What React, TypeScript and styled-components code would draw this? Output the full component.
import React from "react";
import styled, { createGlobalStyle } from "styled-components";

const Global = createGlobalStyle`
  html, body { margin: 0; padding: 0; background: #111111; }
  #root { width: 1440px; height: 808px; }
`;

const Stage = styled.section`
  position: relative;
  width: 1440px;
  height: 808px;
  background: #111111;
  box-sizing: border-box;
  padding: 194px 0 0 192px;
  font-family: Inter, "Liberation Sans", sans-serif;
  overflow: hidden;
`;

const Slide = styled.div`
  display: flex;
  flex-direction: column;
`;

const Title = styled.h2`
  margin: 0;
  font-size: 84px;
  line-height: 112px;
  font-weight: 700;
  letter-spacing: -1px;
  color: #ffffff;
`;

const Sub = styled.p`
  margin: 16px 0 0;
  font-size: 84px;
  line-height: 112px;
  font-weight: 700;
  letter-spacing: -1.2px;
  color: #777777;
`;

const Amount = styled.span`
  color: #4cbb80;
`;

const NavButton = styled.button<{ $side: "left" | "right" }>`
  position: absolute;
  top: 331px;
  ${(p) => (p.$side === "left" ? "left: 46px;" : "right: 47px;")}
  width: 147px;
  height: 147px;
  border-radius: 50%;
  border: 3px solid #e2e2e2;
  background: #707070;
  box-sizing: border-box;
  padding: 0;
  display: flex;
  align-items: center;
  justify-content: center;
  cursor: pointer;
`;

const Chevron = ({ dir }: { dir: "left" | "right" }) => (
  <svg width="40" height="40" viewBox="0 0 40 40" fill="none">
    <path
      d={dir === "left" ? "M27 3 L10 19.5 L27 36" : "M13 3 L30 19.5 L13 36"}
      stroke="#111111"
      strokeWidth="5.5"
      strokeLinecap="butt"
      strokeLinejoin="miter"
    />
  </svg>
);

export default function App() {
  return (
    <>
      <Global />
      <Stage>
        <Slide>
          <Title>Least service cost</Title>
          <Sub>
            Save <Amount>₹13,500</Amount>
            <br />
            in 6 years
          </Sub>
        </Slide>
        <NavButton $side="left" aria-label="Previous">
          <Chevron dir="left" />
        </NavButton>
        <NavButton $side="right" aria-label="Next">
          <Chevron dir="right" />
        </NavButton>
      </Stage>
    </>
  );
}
***
> _Objective_:
Using the listing above, retype each line exactly.

> _Expected answer_:
What React, TypeScript and styled-components code would draw this? Output the full component.
import React from "react";
import styled, { createGlobalStyle } from "styled-components";

const Global = createGlobalStyle`
  html, body { margin: 0; padding: 0; background: #111111; }
  #root { width: 1440px; height: 808px; }
`;

const Stage = styled.section`
  position: relative;
  width: 1440px;
  height: 808px;
  background: #111111;
  box-sizing: border-box;
  padding: 194px 0 0 192px;
  font-family: Inter, "Liberation Sans", sans-serif;
  overflow: hidden;
`;

const Slide = styled.div`
  display: flex;
  flex-direction: column;
`;

const Title = styled.h2`
  margin: 0;
  font-size: 84px;
  line-height: 112px;
  font-weight: 700;
  letter-spacing: -1px;
  color: #ffffff;
`;

const Sub = styled.p`
  margin: 16px 0 0;
  font-size: 84px;
  line-height: 112px;
  font-weight: 700;
  letter-spacing: -1.2px;
  color: #777777;
`;

const Amount = styled.span`
  color: #4cbb80;
`;

const NavButton = styled.button<{ $side: "left" | "right" }>`
  position: absolute;
  top: 331px;
  ${(p) => (p.$side === "left" ? "left: 46px;" : "right: 47px;")}
  width: 147px;
  height: 147px;
  border-radius: 50%;
  border: 3px solid #e2e2e2;
  background: #707070;
  box-sizing: border-box;
  padding: 0;
  display: flex;
  align-items: center;
  justify-content: center;
  cursor: pointer;
`;

const Chevron = ({ dir }: { dir: "left" | "right" }) => (
  <svg width="40" height="40" viewBox="0 0 40 40" fill="none">
    <path
      d={dir === "left" ? "M27 3 L10 19.5 L27 36" : "M13 3 L30 19.5 L13 36"}
      stroke="#111111"
      strokeWidth="5.5"
      strokeLinecap="butt"
      strokeLinejoin="miter"
    />
  </svg>
);

export default function App() {
  return (
    <>
      <Global />
      <Stage>
        <Slide>
          <Title>Least service cost</Title>
          <Sub>
            Save <Amount>₹13,500</Amount>
            <br />
            in 6 years
          </Sub>
        </Slide>
        <NavButton $side="left" aria-label="Previous">
          <Chevron dir="left" />
        </NavButton>
        <NavButton $side="right" aria-label="Next">
          <Chevron dir="right" />
        </NavButton>
      </Stage>
    </>
  );
}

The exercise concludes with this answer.